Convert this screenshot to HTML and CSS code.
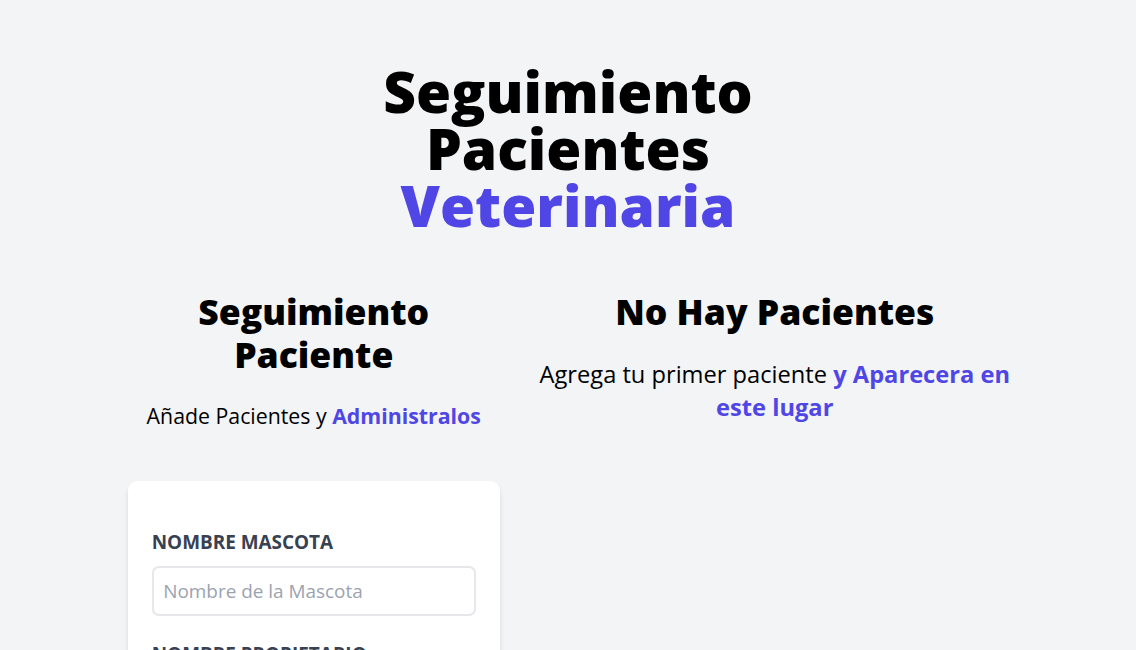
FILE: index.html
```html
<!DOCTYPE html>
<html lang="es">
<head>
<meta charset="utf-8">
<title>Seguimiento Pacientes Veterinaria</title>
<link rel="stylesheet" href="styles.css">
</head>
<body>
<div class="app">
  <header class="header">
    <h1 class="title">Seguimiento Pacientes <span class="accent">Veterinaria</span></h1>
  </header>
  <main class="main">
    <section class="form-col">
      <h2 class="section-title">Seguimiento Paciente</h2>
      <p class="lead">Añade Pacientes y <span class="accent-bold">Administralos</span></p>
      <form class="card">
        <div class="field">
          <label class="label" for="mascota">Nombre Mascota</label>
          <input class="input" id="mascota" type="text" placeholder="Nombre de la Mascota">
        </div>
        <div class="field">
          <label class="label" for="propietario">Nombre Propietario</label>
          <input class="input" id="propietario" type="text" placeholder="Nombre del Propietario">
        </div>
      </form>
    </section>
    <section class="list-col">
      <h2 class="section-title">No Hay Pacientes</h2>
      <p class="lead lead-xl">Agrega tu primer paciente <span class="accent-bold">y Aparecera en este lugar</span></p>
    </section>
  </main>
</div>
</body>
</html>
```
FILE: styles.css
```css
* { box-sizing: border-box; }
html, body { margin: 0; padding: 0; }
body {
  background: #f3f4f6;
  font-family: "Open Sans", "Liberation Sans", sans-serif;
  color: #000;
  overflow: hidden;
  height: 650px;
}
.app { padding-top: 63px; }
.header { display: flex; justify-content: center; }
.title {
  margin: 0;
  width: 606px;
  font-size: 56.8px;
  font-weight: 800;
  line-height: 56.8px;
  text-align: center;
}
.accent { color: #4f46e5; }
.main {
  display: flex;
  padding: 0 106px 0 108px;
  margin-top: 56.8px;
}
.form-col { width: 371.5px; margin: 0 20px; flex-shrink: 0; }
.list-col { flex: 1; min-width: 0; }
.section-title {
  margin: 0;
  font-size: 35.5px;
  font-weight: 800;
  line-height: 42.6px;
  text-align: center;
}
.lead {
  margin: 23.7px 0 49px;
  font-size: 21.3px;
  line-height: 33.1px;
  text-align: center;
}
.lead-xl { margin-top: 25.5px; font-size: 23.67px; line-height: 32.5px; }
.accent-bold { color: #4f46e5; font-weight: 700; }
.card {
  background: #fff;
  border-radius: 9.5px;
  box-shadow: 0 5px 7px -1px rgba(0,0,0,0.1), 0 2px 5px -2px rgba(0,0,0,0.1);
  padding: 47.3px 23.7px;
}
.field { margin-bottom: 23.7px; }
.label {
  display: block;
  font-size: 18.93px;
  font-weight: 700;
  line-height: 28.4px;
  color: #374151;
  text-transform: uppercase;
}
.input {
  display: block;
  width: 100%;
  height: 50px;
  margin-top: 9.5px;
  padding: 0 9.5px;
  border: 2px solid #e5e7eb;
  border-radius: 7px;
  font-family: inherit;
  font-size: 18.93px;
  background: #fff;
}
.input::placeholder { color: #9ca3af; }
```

[Task statement] Without the pictures, retype the whole of the material above exactly.

[Solution to the problem]
Convert this screenshot to HTML and CSS code.
FILE: index.html
```html
<!DOCTYPE html>
<html lang="es">
<head>
<meta charset="utf-8">
<title>Seguimiento Pacientes Veterinaria</title>
<link rel="stylesheet" href="styles.css">
</head>
<body>
<div class="app">
  <header class="header">
    <h1 class="title">Seguimiento Pacientes <span class="accent">Veterinaria</span></h1>
  </header>
  <main class="main">
    <section class="form-col">
      <h2 class="section-title">Seguimiento Paciente</h2>
      <p class="lead">Añade Pacientes y <span class="accent-bold">Administralos</span></p>
      <form class="card">
        <div class="field">
          <label class="label" for="mascota">Nombre Mascota</label>
          <input class="input" id="mascota" type="text" placeholder="Nombre de la Mascota">
        </div>
        <div class="field">
          <label class="label" for="propietario">Nombre Propietario</label>
          <input class="input" id="propietario" type="text" placeholder="Nombre del Propietario">
        </div>
      </form>
    </section>
    <section class="list-col">
      <h2 class="section-title">No Hay Pacientes</h2>
      <p class="lead lead-xl">Agrega tu primer paciente <span class="accent-bold">y Aparecera en este lugar</span></p>
    </section>
  </main>
</div>
</body>
</html>
```
FILE: styles.css
```css
* { box-sizing: border-box; }
html, body { margin: 0; padding: 0; }
body {
  background: #f3f4f6;
  font-family: "Open Sans", "Liberation Sans", sans-serif;
  color: #000;
  overflow: hidden;
  height: 650px;
}
.app { padding-top: 63px; }
.header { display: flex; justify-content: center; }
.title {
  margin: 0;
  width: 606px;
  font-size: 56.8px;
  font-weight: 800;
  line-height: 56.8px;
  text-align: center;
}
.accent { color: #4f46e5; }
.main {
  display: flex;
  padding: 0 106px 0 108px;
  margin-top: 56.8px;
}
.form-col { width: 371.5px; margin: 0 20px; flex-shrink: 0; }
.list-col { flex: 1; min-width: 0; }
.section-title {
  margin: 0;
  font-size: 35.5px;
  font-weight: 800;
  line-height: 42.6px;
  text-align: center;
}
.lead {
  margin: 23.7px 0 49px;
  font-size: 21.3px;
  line-height: 33.1px;
  text-align: center;
}
.lead-xl { margin-top: 25.5px; font-size: 23.67px; line-height: 32.5px; }
.accent-bold { color: #4f46e5; font-weight: 700; }
.card {
  background: #fff;
  border-radius: 9.5px;
  box-shadow: 0 5px 7px -1px rgba(0,0,0,0.1), 0 2px 5px -2px rgba(0,0,0,0.1);
  padding: 47.3px 23.7px;
}
.field { margin-bottom: 23.7px; }
.label {
  display: block;
  font-size: 18.93px;
  font-weight: 700;
  line-height: 28.4px;
  color: #374151;
  text-transform: uppercase;
}
.input {
  display: block;
  width: 100%;
  height: 50px;
  margin-top: 9.5px;
  padding: 0 9.5px;
  border: 2px solid #e5e7eb;
  border-radius: 7px;
  font-family: inherit;
  font-size: 18.93px;
  background: #fff;
}
.input::placeholder { color: #9ca3af; }
```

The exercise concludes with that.